[Your objective]
Each line that holds the word "this" is to be identified and copied.

— begin Raw records —

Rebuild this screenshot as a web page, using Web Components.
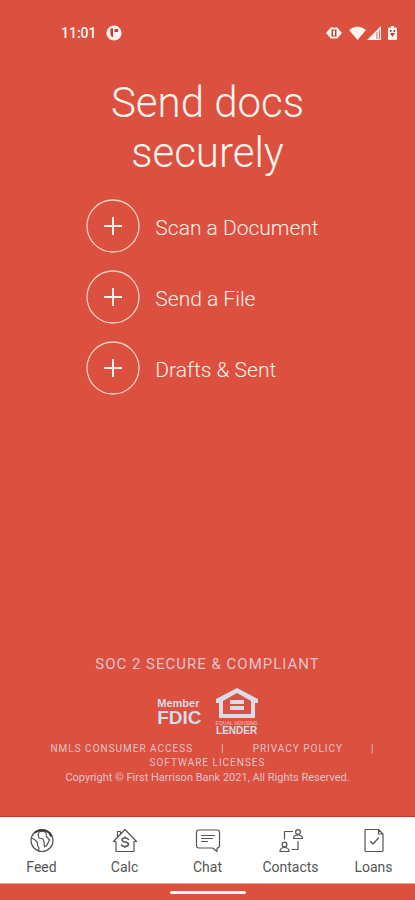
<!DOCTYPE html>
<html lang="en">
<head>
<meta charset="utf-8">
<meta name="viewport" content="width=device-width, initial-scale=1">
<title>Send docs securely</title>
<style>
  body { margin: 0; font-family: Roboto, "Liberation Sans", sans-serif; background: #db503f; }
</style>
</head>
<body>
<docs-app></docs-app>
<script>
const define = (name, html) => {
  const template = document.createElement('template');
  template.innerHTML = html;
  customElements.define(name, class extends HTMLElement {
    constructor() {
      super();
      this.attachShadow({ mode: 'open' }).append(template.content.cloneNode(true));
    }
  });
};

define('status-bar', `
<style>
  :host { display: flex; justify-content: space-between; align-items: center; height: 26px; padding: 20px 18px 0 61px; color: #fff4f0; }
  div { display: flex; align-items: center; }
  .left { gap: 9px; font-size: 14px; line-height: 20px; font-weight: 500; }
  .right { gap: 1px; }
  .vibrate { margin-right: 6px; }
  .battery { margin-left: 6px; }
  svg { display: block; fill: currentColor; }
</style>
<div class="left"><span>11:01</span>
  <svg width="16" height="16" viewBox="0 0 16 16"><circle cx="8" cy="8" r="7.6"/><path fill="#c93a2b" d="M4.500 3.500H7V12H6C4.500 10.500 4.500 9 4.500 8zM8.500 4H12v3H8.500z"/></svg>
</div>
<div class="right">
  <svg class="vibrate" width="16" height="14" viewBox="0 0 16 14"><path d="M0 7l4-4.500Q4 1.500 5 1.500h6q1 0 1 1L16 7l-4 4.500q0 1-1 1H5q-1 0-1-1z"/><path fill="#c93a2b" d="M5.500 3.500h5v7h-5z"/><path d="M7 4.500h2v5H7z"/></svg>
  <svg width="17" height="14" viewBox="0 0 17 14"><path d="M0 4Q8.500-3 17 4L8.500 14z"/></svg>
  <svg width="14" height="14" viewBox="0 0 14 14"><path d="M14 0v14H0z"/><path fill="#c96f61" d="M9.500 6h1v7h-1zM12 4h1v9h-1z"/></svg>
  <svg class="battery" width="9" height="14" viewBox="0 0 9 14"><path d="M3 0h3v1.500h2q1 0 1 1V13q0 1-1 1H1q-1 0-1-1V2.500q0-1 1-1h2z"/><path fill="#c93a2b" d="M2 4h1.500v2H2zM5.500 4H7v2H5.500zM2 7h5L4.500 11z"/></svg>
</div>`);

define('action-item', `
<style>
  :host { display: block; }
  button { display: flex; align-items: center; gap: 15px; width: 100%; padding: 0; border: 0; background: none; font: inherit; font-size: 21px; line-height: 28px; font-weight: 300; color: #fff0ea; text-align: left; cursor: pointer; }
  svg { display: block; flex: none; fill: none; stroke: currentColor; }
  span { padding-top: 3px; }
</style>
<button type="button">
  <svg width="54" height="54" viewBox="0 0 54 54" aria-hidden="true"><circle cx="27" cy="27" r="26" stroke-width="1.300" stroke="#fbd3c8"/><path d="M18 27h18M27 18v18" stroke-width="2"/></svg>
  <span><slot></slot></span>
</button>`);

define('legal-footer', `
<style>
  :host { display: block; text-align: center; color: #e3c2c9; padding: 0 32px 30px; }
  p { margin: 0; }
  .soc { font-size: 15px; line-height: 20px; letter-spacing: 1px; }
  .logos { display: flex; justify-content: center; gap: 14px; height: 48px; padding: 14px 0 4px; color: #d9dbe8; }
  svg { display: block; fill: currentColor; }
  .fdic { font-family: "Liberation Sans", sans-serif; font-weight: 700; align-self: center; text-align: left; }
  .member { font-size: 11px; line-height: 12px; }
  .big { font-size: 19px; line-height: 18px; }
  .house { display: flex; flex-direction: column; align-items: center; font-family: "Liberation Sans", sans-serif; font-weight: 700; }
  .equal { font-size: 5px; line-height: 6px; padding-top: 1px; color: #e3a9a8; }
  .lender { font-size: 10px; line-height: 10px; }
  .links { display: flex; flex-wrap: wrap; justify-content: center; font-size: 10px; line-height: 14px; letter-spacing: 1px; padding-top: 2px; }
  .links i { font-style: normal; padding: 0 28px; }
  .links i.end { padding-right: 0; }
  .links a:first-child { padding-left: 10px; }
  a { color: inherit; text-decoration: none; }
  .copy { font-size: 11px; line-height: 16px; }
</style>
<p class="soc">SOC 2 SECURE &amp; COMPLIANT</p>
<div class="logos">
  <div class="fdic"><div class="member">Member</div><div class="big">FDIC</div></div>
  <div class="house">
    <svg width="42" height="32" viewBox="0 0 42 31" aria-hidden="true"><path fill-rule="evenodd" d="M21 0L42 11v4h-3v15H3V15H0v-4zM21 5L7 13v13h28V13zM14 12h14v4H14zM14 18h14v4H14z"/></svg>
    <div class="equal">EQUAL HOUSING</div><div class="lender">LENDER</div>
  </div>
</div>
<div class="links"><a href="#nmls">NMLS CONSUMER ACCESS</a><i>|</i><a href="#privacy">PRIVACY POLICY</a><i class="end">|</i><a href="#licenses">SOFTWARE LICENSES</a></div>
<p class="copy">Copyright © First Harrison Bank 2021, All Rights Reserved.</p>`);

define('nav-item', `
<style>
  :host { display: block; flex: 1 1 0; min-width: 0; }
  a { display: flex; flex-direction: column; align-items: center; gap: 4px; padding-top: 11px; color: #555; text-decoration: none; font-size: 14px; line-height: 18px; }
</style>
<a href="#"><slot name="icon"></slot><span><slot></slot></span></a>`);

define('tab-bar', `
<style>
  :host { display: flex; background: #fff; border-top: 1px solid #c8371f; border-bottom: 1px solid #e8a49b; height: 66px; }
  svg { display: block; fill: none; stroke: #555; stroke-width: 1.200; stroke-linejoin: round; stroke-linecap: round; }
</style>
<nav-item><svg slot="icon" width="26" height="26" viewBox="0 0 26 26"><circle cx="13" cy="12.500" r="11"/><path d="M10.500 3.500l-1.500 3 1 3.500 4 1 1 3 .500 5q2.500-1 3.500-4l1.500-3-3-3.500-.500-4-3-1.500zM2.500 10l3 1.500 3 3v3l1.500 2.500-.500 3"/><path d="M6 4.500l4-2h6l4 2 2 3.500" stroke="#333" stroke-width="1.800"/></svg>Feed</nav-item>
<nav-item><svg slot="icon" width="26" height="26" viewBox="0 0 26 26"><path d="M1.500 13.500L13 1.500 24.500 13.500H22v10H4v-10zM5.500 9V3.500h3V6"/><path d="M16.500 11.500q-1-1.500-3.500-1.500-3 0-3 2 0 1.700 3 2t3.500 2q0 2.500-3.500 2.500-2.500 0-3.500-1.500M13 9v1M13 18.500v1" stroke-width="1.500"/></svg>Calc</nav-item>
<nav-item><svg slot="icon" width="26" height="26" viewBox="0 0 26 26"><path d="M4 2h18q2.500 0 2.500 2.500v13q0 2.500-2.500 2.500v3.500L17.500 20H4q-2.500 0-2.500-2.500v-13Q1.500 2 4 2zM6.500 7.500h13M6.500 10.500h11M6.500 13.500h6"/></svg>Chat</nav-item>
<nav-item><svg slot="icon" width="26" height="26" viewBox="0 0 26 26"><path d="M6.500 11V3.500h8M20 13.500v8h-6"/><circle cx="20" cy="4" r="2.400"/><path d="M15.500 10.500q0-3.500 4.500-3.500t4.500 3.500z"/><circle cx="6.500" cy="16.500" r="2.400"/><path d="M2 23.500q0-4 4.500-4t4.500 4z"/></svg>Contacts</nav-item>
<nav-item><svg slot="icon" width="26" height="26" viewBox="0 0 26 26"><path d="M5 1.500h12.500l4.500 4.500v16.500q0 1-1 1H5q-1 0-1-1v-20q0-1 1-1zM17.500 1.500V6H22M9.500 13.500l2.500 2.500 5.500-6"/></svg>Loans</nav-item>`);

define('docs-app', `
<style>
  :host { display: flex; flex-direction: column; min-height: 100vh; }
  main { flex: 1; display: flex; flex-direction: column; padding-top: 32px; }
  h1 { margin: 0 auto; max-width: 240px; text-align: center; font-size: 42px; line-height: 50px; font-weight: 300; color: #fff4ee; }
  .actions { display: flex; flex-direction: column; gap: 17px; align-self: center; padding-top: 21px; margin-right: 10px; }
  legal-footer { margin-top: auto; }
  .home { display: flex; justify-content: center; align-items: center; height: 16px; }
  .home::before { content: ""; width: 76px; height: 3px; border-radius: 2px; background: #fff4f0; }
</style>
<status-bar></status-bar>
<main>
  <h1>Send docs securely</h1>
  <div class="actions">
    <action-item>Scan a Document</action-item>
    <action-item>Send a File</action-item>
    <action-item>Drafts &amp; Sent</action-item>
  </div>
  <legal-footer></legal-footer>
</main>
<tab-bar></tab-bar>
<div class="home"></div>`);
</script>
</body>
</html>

— end Raw records —
— begin Raw records —

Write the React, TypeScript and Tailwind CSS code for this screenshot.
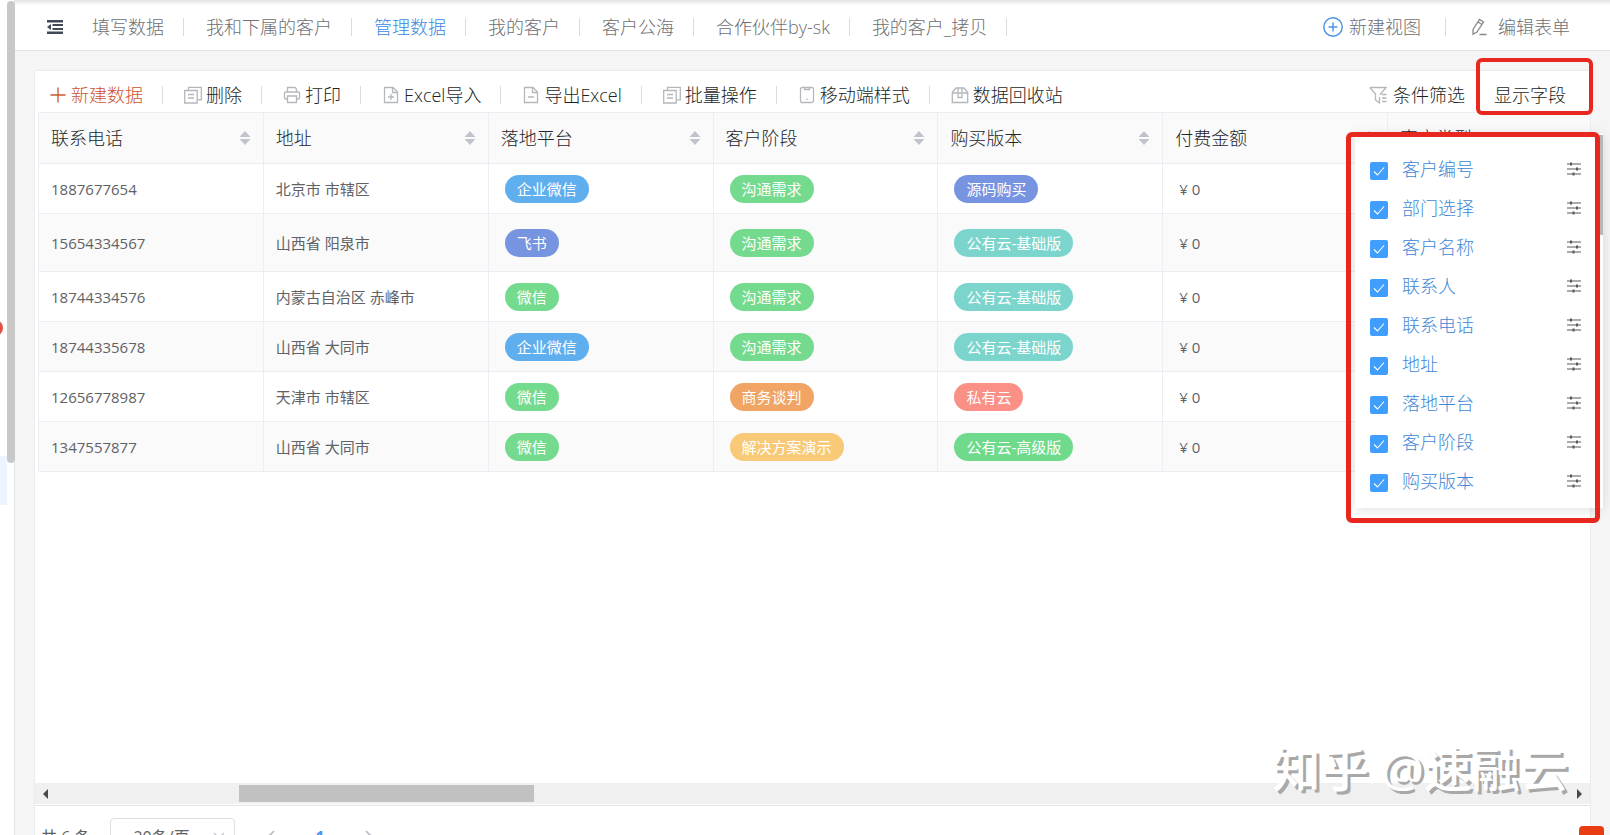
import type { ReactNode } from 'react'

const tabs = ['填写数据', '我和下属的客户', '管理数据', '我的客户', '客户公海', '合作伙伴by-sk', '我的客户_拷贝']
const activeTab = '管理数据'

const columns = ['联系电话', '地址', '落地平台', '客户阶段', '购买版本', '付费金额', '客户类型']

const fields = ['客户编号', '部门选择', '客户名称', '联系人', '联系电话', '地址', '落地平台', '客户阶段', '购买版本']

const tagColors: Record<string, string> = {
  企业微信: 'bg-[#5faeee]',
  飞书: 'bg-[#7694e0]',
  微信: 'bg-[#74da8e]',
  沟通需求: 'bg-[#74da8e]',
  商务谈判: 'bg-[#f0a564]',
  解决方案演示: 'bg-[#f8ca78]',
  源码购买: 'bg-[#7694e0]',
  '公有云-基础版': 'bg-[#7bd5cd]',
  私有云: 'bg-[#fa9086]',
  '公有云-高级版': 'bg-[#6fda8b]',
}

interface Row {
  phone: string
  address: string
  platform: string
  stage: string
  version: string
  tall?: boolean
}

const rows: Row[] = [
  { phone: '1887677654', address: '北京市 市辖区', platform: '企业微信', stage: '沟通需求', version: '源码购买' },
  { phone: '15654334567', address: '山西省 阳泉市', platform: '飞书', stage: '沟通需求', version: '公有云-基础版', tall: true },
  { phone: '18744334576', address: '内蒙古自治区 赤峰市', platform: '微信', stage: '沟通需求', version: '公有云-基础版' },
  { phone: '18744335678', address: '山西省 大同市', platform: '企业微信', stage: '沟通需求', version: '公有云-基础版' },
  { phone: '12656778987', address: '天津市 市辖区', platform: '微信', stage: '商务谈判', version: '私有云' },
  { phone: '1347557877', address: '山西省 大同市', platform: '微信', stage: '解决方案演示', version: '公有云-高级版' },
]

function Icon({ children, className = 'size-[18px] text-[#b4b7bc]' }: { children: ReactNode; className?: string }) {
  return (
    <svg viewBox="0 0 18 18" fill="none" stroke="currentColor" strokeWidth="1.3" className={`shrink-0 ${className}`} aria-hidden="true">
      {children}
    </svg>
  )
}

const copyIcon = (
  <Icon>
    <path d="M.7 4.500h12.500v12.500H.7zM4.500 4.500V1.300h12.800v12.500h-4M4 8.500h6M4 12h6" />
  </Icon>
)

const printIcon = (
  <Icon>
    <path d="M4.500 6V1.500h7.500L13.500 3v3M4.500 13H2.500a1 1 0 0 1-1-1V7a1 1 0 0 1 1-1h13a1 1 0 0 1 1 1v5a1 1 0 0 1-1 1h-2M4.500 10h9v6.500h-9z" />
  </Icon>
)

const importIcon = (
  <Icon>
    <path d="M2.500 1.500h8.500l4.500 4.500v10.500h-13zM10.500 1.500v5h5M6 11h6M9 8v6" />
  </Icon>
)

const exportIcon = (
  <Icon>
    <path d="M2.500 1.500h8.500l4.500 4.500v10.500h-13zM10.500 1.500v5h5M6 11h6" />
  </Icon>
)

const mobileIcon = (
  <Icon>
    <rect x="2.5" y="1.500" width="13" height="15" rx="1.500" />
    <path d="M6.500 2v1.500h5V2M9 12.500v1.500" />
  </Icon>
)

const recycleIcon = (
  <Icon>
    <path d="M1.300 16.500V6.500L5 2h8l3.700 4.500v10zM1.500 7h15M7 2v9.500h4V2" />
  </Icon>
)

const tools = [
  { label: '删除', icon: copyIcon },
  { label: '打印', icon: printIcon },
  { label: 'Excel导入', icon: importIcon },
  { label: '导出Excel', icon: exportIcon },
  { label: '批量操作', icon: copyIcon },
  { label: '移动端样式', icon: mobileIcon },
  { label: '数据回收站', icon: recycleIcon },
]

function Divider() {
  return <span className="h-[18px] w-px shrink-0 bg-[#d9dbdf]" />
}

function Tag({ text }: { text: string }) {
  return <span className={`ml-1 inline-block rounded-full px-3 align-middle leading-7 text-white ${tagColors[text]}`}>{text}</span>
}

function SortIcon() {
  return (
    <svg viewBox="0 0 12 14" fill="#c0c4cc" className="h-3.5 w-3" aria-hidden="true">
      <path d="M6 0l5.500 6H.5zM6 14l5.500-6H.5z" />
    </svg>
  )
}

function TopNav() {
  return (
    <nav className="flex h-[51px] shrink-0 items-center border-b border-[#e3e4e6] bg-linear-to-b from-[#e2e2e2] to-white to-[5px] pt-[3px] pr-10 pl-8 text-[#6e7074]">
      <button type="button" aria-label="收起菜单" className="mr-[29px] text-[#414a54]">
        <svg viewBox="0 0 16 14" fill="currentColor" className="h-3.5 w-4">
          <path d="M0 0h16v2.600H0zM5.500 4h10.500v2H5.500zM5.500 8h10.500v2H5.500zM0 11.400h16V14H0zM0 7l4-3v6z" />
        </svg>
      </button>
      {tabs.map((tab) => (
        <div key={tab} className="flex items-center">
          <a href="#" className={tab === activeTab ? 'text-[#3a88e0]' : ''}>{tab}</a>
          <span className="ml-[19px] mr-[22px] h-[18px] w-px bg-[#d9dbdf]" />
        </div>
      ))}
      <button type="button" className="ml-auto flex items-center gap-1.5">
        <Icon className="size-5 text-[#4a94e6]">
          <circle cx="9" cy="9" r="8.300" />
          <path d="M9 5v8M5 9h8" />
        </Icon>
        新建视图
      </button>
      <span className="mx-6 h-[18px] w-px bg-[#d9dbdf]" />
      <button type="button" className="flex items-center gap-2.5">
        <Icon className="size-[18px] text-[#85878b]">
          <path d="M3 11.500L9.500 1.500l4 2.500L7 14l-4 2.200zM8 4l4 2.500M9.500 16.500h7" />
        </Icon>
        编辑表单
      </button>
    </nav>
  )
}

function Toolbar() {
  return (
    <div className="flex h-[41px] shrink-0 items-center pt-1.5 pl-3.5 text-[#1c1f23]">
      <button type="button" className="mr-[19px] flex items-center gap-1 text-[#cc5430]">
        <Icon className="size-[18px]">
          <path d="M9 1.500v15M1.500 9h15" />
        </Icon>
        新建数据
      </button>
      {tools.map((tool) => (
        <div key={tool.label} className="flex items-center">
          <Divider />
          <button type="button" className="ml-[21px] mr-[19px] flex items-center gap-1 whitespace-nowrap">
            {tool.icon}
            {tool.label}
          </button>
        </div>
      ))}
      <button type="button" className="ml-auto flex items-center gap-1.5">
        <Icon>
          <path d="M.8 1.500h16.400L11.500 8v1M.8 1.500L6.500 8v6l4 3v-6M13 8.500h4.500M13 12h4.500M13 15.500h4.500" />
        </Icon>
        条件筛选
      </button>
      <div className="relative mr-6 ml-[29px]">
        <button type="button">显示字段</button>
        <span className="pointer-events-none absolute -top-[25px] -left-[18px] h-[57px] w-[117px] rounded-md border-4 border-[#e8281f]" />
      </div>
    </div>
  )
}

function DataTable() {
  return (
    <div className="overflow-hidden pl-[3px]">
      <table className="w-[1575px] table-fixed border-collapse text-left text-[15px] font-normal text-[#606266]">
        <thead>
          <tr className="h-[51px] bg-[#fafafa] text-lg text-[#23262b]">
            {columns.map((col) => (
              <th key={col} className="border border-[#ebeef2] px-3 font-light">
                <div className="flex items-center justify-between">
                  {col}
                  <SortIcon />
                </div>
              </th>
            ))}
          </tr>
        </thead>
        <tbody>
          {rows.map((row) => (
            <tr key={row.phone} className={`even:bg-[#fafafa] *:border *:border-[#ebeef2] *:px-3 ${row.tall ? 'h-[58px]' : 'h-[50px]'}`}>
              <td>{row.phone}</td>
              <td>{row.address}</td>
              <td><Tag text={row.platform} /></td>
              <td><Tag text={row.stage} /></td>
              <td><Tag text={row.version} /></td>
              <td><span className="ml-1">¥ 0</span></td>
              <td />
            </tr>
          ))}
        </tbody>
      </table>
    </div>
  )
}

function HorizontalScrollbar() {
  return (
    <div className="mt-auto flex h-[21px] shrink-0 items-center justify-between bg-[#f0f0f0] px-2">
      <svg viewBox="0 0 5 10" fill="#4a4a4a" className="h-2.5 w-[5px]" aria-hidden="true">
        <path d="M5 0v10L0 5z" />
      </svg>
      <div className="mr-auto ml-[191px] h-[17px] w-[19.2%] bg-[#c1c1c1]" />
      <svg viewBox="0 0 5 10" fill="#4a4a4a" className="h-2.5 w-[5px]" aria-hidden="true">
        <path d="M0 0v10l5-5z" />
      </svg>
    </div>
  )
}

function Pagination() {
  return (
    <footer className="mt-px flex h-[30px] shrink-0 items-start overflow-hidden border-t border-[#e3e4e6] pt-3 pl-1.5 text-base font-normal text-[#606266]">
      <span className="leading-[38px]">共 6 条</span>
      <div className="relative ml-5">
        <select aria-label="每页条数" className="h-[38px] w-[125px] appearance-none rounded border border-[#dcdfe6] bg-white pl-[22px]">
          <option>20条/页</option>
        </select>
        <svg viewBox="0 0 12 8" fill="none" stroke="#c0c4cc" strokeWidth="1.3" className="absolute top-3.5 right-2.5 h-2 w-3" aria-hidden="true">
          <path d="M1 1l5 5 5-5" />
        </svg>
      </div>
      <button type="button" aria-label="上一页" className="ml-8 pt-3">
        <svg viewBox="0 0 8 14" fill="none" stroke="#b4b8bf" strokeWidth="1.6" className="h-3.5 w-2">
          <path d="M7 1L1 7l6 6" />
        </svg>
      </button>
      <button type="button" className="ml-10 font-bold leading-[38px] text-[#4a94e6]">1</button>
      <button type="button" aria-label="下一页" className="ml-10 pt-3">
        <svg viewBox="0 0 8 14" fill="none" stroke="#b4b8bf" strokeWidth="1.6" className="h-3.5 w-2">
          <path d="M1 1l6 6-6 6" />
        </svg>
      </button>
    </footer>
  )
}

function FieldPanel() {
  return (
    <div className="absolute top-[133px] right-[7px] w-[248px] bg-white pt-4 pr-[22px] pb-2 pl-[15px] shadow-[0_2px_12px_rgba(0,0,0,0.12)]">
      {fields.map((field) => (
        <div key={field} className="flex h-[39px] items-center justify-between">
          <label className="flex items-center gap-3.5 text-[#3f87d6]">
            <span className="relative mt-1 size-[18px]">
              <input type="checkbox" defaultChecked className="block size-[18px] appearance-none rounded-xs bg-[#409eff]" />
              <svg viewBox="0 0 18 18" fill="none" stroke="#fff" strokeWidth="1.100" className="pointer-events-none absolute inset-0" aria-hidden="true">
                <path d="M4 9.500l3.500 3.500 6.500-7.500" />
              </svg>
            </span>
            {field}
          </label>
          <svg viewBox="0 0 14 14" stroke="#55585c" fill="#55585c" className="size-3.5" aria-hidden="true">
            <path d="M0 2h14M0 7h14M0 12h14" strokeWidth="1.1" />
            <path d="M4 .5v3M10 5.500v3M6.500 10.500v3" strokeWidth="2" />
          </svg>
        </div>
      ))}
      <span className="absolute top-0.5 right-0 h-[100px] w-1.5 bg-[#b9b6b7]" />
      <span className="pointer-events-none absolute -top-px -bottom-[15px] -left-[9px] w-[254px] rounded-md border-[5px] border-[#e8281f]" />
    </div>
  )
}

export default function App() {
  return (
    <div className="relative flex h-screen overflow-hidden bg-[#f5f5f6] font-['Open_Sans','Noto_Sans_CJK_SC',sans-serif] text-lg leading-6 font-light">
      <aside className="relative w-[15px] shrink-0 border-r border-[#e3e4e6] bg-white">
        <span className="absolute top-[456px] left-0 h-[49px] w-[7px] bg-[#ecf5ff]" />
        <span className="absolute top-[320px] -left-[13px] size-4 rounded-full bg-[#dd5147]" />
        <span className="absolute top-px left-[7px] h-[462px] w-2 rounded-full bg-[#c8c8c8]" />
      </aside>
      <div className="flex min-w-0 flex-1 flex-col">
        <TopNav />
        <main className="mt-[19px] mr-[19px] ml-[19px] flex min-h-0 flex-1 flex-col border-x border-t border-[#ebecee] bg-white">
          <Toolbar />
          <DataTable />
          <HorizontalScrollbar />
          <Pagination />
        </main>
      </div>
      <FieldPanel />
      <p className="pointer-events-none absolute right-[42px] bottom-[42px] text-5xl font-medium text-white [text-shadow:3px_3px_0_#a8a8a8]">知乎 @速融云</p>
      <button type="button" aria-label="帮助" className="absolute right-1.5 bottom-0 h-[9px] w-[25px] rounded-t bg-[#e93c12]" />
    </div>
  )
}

— end Raw records —

[Reply to the exercise]
Rebuild this screenshot as a web page, using Web Components.
      this.attachShadow({ mode: 'open' }).append(template.content.cloneNode(true));
Write the React, TypeScript and Tailwind CSS code for this screenshot.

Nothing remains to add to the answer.